_Exercise prompt_
Reproduce all the lines below exactly and omit the images.

* START Dataset content *

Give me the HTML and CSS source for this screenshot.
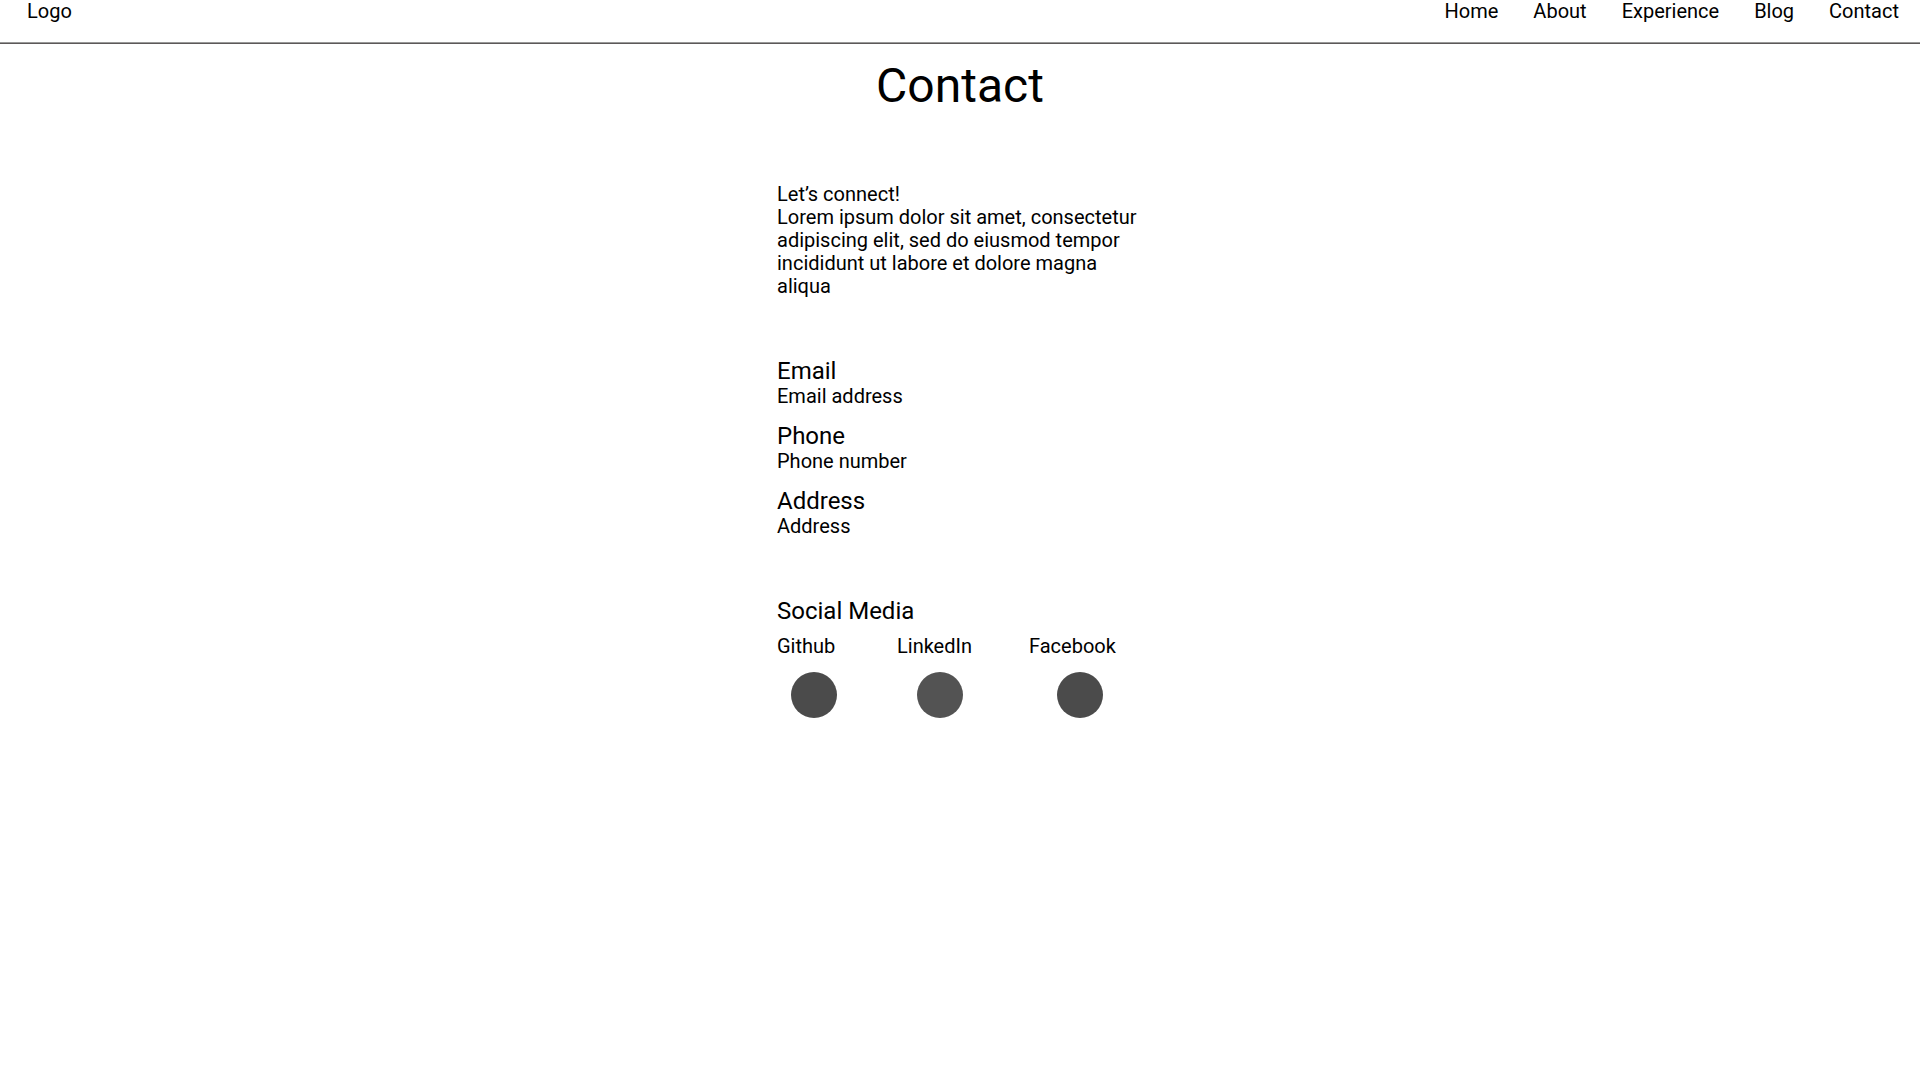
FILE: index.html
```html
<!DOCTYPE html>
<html lang="en">
<head>
  <meta charset="utf-8">
  <meta name="viewport" content="width=device-width, initial-scale=1">
  <title>Contact</title>
  <link rel="stylesheet" href="styles.css">
</head>
<body>
  <header class="site-header">
    <a class="logo" href="#">Logo</a>
    <nav class="site-nav">
      <a href="#">Home</a>
      <a href="#">About</a>
      <a href="#">Experience</a>
      <a href="#">Blog</a>
      <a href="#">Contact</a>
    </nav>
  </header>
  <main class="page">
    <h1 class="page-title">Contact</h1>
    <div class="content">
      <section class="intro">
        <p>Let’s connect!</p>
        <p>Lorem ipsum dolor sit amet, consectetur adipiscing elit, sed do eiusmod tempor incididunt ut labore et dolore magna aliqua</p>
      </section>
      <section class="details">
        <div>
          <h2>Email</h2>
          <p>Email address</p>
        </div>
        <div>
          <h2>Phone</h2>
          <p>Phone number</p>
        </div>
        <div>
          <h2>Address</h2>
          <p>Address</p>
        </div>
      </section>
      <section class="social">
        <h2>Social Media</h2>
        <div class="social-links">
          <a class="github" href="#">Github<span class="dot"></span></a>
          <a class="linkedin" href="#">LinkedIn<span class="dot"></span></a>
          <a class="facebook" href="#">Facebook<span class="dot"></span></a>
        </div>
      </section>
    </div>
  </main>
</body>
</html>
```

FILE: styles.css
```css
* {
  box-sizing: border-box;
}

body {
  margin: 0;
  background: #fff;
  color: #000;
  font-family: Roboto, sans-serif;
  font-size: 20px;
  line-height: 23px;
}

h1,
h2,
p {
  margin: 0;
  font-weight: 400;
}

a {
  color: inherit;
  text-decoration: none;
}

.site-header {
  display: flex;
  justify-content: space-between;
  padding: 0 21px 20px 27px;
  border-bottom: 1px solid #5c5859;
  box-shadow: inset 0 -1px #999;
}

.site-nav {
  display: flex;
  gap: 35px;
}

.page {
  display: flex;
  flex-direction: column;
  align-items: center;
  padding-top: 14px;
}

.page-title {
  font-size: 48px;
  line-height: 56px;
}

.content {
  display: flex;
  flex-direction: column;
  gap: 60px;
  width: 100%;
  max-width: 366px;
  padding-top: 69px;
}

.content h2 {
  font-size: 24px;
  line-height: 27px;
}

.details {
  display: flex;
  flex-direction: column;
  gap: 15px;
}

.social-links {
  display: grid;
  grid-template-columns: 120px 132px 1fr;
  padding-top: 10px;
}

.social-links a {
  display: flex;
  flex-direction: column;
  gap: 14px;
}

.dot {
  width: 46px;
  height: 46px;
  margin-left: 14px;
  border-radius: 50%;
  background: #4b4b4b;
}

.linkedin .dot {
  margin-left: 20px;
  background: #535353;
}

.facebook .dot {
  margin-left: 28px;
}
```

* END Dataset content *

_Exercise result_
Give me the HTML and CSS source for this screenshot.
FILE: index.html
```html
<!DOCTYPE html>
<html lang="en">
<head>
  <meta charset="utf-8">
  <meta name="viewport" content="width=device-width, initial-scale=1">
  <title>Contact</title>
  <link rel="stylesheet" href="styles.css">
</head>
<body>
  <header class="site-header">
    <a class="logo" href="#">Logo</a>
    <nav class="site-nav">
      <a href="#">Home</a>
      <a href="#">About</a>
      <a href="#">Experience</a>
      <a href="#">Blog</a>
      <a href="#">Contact</a>
    </nav>
  </header>
  <main class="page">
    <h1 class="page-title">Contact</h1>
    <div class="content">
      <section class="intro">
        <p>Let’s connect!</p>
        <p>Lorem ipsum dolor sit amet, consectetur adipiscing elit, sed do eiusmod tempor incididunt ut labore et dolore magna aliqua</p>
      </section>
      <section class="details">
        <div>
          <h2>Email</h2>
          <p>Email address</p>
        </div>
        <div>
          <h2>Phone</h2>
          <p>Phone number</p>
        </div>
        <div>
          <h2>Address</h2>
          <p>Address</p>
        </div>
      </section>
      <section class="social">
        <h2>Social Media</h2>
        <div class="social-links">
          <a class="github" href="#">Github<span class="dot"></span></a>
          <a class="linkedin" href="#">LinkedIn<span class="dot"></span></a>
          <a class="facebook" href="#">Facebook<span class="dot"></span></a>
        </div>
      </section>
    </div>
  </main>
</body>
</html>
```

FILE: styles.css
```css
* {
  box-sizing: border-box;
}

body {
  margin: 0;
  background: #fff;
  color: #000;
  font-family: Roboto, sans-serif;
  font-size: 20px;
  line-height: 23px;
}

h1,
h2,
p {
  margin: 0;
  font-weight: 400;
}

a {
  color: inherit;
  text-decoration: none;
}

.site-header {
  display: flex;
  justify-content: space-between;
  padding: 0 21px 20px 27px;
  border-bottom: 1px solid #5c5859;
  box-shadow: inset 0 -1px #999;
}

.site-nav {
  display: flex;
  gap: 35px;
}

.page {
  display: flex;
  flex-direction: column;
  align-items: center;
  padding-top: 14px;
}

.page-title {
  font-size: 48px;
  line-height: 56px;
}

.content {
  display: flex;
  flex-direction: column;
  gap: 60px;
  width: 100%;
  max-width: 366px;
  padding-top: 69px;
}

.content h2 {
  font-size: 24px;
  line-height: 27px;
}

.details {
  display: flex;
  flex-direction: column;
  gap: 15px;
}

.social-links {
  display: grid;
  grid-template-columns: 120px 132px 1fr;
  padding-top: 10px;
}

.social-links a {
  display: flex;
  flex-direction: column;
  gap: 14px;
}

.dot {
  width: 46px;
  height: 46px;
  margin-left: 14px;
  border-radius: 50%;
  background: #4b4b4b;
}

.linkedin .dot {
  margin-left: 20px;
  background: #535353;
}

.facebook .dot {
  margin-left: 28px;
}
```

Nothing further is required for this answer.